Primary Election 2014
Mon July 21, 2014
St. Louis License Collector Race Flies Under The Radar
In August, two Democrats will meet in a relatively low-key primary to head an office that oversees between $50 million and $60 million each year. St. Louis' license collector is charged with collecting several taxes and issuing business licenses.
Two Democrats are vying for the office. The winner in the Aug. 5 primary will take on the Green Party candidate in November.
Mavis Thompson is the incumbent in the race, although this is her first time running for the position. Gov. Jay Nixon appointed her to the office in October 2013, when incumbent Michael McMillan left to head the St. Louis Urban League.

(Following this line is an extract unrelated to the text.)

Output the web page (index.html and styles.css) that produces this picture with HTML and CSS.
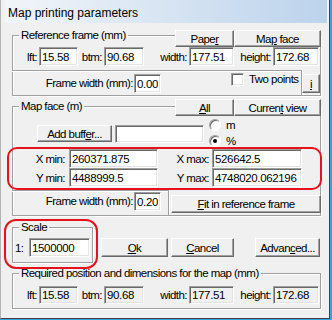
FILE: index.html
```html
<!DOCTYPE html>
<html lang="en">
<head>
  <meta charset="UTF-8">
  <title>Map printing parameters</title>
  <link rel="stylesheet" href="styles.css">
</head>
<body>

  <div class="window">
    <div class="titlebar">Map printing parameters</div>

    <div class="client">

      <div class="group ref">
        <div class="group-head">
          <span class="legend">Reference frame (mm)</span>
          <div class="head-buttons">
            <button class="btn w-left">Pape<u>r</u></button>
            <button class="btn w-right">Ma<u>p</u> face</button>
          </div>
        </div>
        <div class="row dims">
          <label class="lbl l-lft">lft:</label><input class="field f-lft" value="15.58">
          <label class="lbl l-btm">btm:</label><input class="field f-btm" value="90.68">
          <label class="lbl l-width">width:</label><input class="field f-width" value="177.51">
          <label class="lbl l-height">height:</label><input class="field f-height" value="172.68">
        </div>
        <div class="row frame-row">
          <div class="subbox sub-ref">
            <label class="lbl l-fw">Frame width (mm):</label><input class="field f-fw" value="0.00">
            <span class="check"></span><span class="check-text">Two points</span>
          </div>
          <button class="btn info"><u>i</u></button>
        </div>
      </div>

      <div class="group mapface">
        <div class="group-head">
          <span class="legend">Map face (m)</span>
          <div class="head-buttons">
            <button class="btn w-left"><u>A</u>ll</button>
            <button class="btn w-right">Curren<u>t</u> view</button>
          </div>
        </div>
        <div class="row buffer-row">
          <button class="btn buffer">Add buff<u>e</u>r...</button>
          <input class="field f-buffer" value="">
          <div class="radios">
            <div class="radio-item"><span class="radio"></span><span class="radio-text">m</span></div>
            <div class="radio-item"><span class="radio on"></span><span class="radio-text">%</span></div>
          </div>
        </div>
        <div class="row xy">
          <label class="lbl l-min">X min:</label><input class="field f-min" value="260371.875">
          <label class="lbl l-max">X max:</label><input class="field f-max" value="526642.5">
        </div>
        <div class="row xy">
          <label class="lbl l-min">Y min:</label><input class="field f-min" value="4488999.5">
          <label class="lbl l-max">Y max:</label><input class="field f-max" value="4748020.062196">
        </div>
        <div class="row frame-row2">
          <div class="subbox sub-map">
            <label class="lbl l-fw">Frame width (mm):</label><input class="field f-fw" value="0.20">
          </div>
          <button class="btn fit"><u>F</u>it in reference frame</button>
        </div>
      </div>

      <div class="row bottom-row">
        <div class="group scale">
          <div class="group-head">
            <span class="legend">Scale</span>
          </div>
          <div class="row scale-row">
            <label class="lbl l-scale">1:</label><input class="field f-scale" value="1500000">
          </div>
        </div>
        <button class="btn dlg ok"><u>O</u>k</button>
        <button class="btn dlg cancel"><u>C</u>ancel</button>
        <button class="btn dlg advanced">Advan<u>c</u>ed...</button>
      </div>

      <div class="group required">
        <div class="group-head">
          <span class="legend">Required position and dimensions for the map (mm)</span>
        </div>
        <div class="row dims req">
          <label class="lbl l-lft">lft:</label><input class="field f-lft" value="15.58" readonly>
          <label class="lbl l-btm">btm:</label><input class="field f-btm" value="90.68" readonly>
          <label class="lbl l-width">width:</label><input class="field f-width" value="177.51" readonly>
          <label class="lbl l-height">height:</label><input class="field f-height" value="172.68" readonly>
        </div>
      </div>

    </div>

    <div class="mark mark-coords"></div>
    <div class="mark mark-scale"></div>
  </div>

</body>
</html>
```

FILE: styles.css
```css
* {
  box-sizing: border-box;
}
body {
  margin: 0;
  width: 332px;
  height: 320px;
  overflow: hidden;
  background: #35a4e0;
  font-family: "Liberation Sans", Arial, sans-serif;
  font-size: 11.5px;
  color: #000;
}
.window {
  position: relative;
  width: 330px;
  height: 319px;
  background: #f0f0f0;
  border-left: 1px solid #b4b4b4;
  border-right: 1px solid #404040;
  border-bottom: 1px solid #404040;
  padding: 0 2px 0 4px;
}
.titlebar {
  height: 23px;
  padding: 6px 0 0 3px;
  font-size: 12px;
  line-height: 15px;
  background: linear-gradient(to right, #f2f5f9, #bcd3ec);
}
.client {
  padding-left: 7px;
}

/* group boxes */
.group {
  width: 309px;
  border: 1px solid #a0a0a0;
  box-shadow: inset 1px 1px 0 #fff, 1px 1px 0 #fff;
}
.group-head {
  display: flex;
  height: 17px;
  margin-top: -6px;
}
.legend {
  height: 13px;
  margin: -1px 0 0 6px;
  padding: 0 2px;
  line-height: 13px;
  background: #f0f0f0;
  letter-spacing: -0.55px;
  white-space: nowrap;
}
.head-buttons {
  display: flex;
  margin-left: auto;
  margin-right: -1px;
}
.row {
  display: flex;
  align-items: center;
}
.lbl {
  text-align: right;
  padding-right: 2px;
  letter-spacing: -0.55px;
  white-space: nowrap;
}

/* controls */
.btn {
  height: 17px;
  padding: 0;
  border: 1px solid;
  border-color: #fff #696969 #696969 #fff;
  box-shadow: inset -1px -1px 0 #a0a0a0;
  background: #f0f0f0;
  font: inherit;
  letter-spacing: -0.55px;
  color: #000;
}
.field {
  height: 19px;
  padding: 0 2px;
  border: 1px solid;
  border-color: #a0a0a0 #fff #fff #a0a0a0;
  box-shadow: inset 1px 1px 0 #696969, inset -1px -1px 0 #e3e3e3;
  background: #fff;
  font: inherit;
  letter-spacing: -0.35px;
  color: #000;
  outline: none;
}
.check {
  width: 13px;
  height: 13px;
  border: 1px solid;
  border-color: #a0a0a0 #fff #fff #a0a0a0;
  box-shadow: inset 1px 1px 0 #696969, inset -1px -1px 0 #e3e3e3;
  background: #fff;
}
.radio {
  position: relative;
  width: 12px;
  height: 12px;
  border-radius: 50%;
  border: 1px solid;
  border-color: #a0a0a0 #fff #fff #a0a0a0;
  box-shadow: inset 1px 1px 0 #696969;
  background: #fff;
}
.radio.on::after {
  content: "";
  position: absolute;
  left: 3px;
  top: 3px;
  width: 4px;
  height: 4px;
  border-radius: 50%;
  background: #000;
}
.subbox {
  display: flex;
  align-items: flex-start;
  margin-left: -1px;
  height: 25px;
  border-top: 1px solid #a0a0a0;
  border-right: 1px solid #a0a0a0;
  box-shadow: inset 0 1px 0 #fff, 1px 0 0 #fff;
}

/* reference frame */
.ref {
  margin-top: 12px;
}
.w-left {
  width: 59px;
}
.w-right {
  width: 87px;
}
.dims {
  height: 19px;
}
.l-lft { width: 26px; }
.f-lft { width: 39px; }
.l-btm { width: 26px; }
.f-btm { width: 40px; }
.l-width { width: 45px; }
.f-width { width: 45px; }
.l-height { width: 39px; }
.f-height { width: 46px; }
.frame-row {
  align-items: flex-start;
  margin-top: 4px;
}
.sub-ref {
  width: 291px;
}
.l-fw {
  width: 122px;
  padding-right: 1px;
  line-height: 19px;
}
.f-fw {
  width: 27px;
}
.sub-ref .l-fw,
.sub-ref .f-fw {
  margin-top: 3px;
}
.check {
  margin: 2px 0 0 70px;
}
.check-text {
  margin: 2px 0 0 5px;
  line-height: 13px;
  letter-spacing: -0.55px;
}
.info {
  width: 18px;
  height: 19px;
  margin-top: 4px;
}

/* map face */
.mapface {
  margin-top: 10px;
}
.mapface > .group-head {
  margin-top: -8px;
}
.mapface > .group-head .legend {
  margin-top: 1px;
}
.buffer-row {
  align-items: flex-start;
  margin-top: 3px;
}
.buffer {
  width: 75px;
  margin: 6px 0 0 24px;
}
.f-buffer {
  width: 89px;
  height: 18px;
  margin: 6px 0 0 3px;
}
.radios {
  display: flex;
  flex-direction: column;
  gap: 4px;
  margin-left: 5px;
}
.radio-item {
  display: flex;
  height: 12px;
  line-height: 12px;
}
.radio-text {
  margin-left: 5px;
}
.xy {
  height: 19px;
}
.buffer-row + .xy {
  margin-top: 2px;
}
.l-min {
  width: 56px;
  padding-right: 4px;
}
.f-min {
  width: 89px;
}
.l-max {
  width: 54px;
  padding-right: 3px;
}
.f-max {
  width: 90px;
}
.frame-row2 {
  align-items: flex-start;
  margin-top: 3px;
}
.sub-map {
  width: 157px;
}
.sub-map .l-fw,
.sub-map .f-fw {
  margin-top: 1px;
}
.fit {
  width: 150px;
  height: 18px;
  margin: 5px -1px 0 2px;
}

/* scale and dialog buttons */
.bottom-row {
  align-items: flex-start;
  margin-top: 11px;
}
.scale {
  width: 81px;
  padding-bottom: 5px;
}
.scale > .group-head,
.required > .group-head {
  height: 13px;
  margin-top: -7px;
}
.scale .legend,
.required .legend {
  margin-top: 0;
}
.scale-row {
  margin-top: 4px;
}
.l-scale {
  width: 14px;
  margin-left: 2px;
  text-align: left;
}
.f-scale {
  width: 61px;
}
.dlg {
  height: 19px;
  margin-top: 11px;
}
.ok {
  width: 67px;
  margin-left: 8px;
}
.cancel {
  width: 63px;
  margin-left: 3px;
}
.advanced {
  width: 65px;
  margin-left: 21px;
}

/* required position */
.required {
  margin-top: 10px;
  padding-bottom: 4px;
}
.req {
  height: 18px;
  margin-top: 6px;
}
.req .field {
  height: 18px;
  background: #f0f0f0;
}

/* red annotation marks */
.mark {
  position: absolute;
  border: 2px solid #e5121d;
}
.mark-coords {
  left: 6px;
  top: 147px;
  width: 315px;
  height: 43px;
  border-radius: 10px;
}
.mark-scale {
  left: 3px;
  top: 219px;
  width: 94px;
  height: 50px;
  border-radius: 12px;
}
```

Previously, Thompson was the circuit clerk for the 22nd Judicial Circuit and an assistant attorney general for Medicaid Fraud Control.
In an interview, Thompson said she is proud of what her office has done in the months she has been in office.
"We set priorities, that was a change. We didn't have priorities set before my administration," Thompson said. "The other thing we've done is employee development. We make sure that every single employee has gone to customer service training, so we can give the best customer service to those coming in to our office for services."
She says she has also made the office more inclusive -- putting out pamphlets on the license collector office in Bosnian, Vietnamese, Spanish and braille.
But other politicians had expressed interest in the appointment, notably her primary opponent: Alderman Jeffrey Boyd.
Boyd has been the 22nd Ward alderman since 2003. Before that, Boyd served in the army for 23 years.
He says his experience on the Board of Alderman prepared him for the job, particularly because he "has sat on almost every committee. One of the most (important) committees being Ways and Means," Boyd said. "I understand the city's financial situation, I understand how to analyze budgets, and I also know how to manage people."
Both the candidates are college educated. Thompson attended the University of Missouri, receiving a nursing degree and law degree. She also graduated from the John F. Kennedy School of Government Program at Harvard University. Boyd attended Columbia College for his undergrad and received an MBA from Fontbonne University.
If elected to a new term, Thompson said she will put in place a business advisory council "because we can't be everywhere all the time," she said. "Sort of like a neighborhood watch, so they can also be our eyes and ears as a watchdog for businesses across the city."
Boyd, on the other hand, said his goal would be to streamline the license collector office, making it a "one stop shop, whereby I would eliminate the steps of going to the collector of revenue and the building division," he said. "Using 21st-century computers, we should be able to be able talk to each across departments."
Boyd has outspent Thompson in the race. The alderman's campaign committee has spent roughly $52,000 this year, compared to Thompson's nearly $19,000.
The bulk of Boyd's spending has gone toward printing mailers ($18,555) and canvassing the city ($15,658). He also spent nearly $13,000 on fundraising and consulting.
Thompson, meanwhile, has spent $6,750 on campaign workers, as well as $2,725 on highway and yard signs. As of July 15, Thompson had $46,000 in her campaign chest that she can use. At the same time, Boyd still had $83,000 remaining.
The two candidates have different city officials in their respective sides of the ring. Thompson has been endorsed by President of the Board of Alderman Lewis Reed, Treasurer Tishaura Jones and Comptroller Darlene Green. Boyd has been endorsed by St. Louis Mayor Francis Slay, Collector of Revenue Gregory Daly as well as 16 aldermen.
Whoever wins on Aug. 5 will move on to face Green Party candidate Donald Devivo.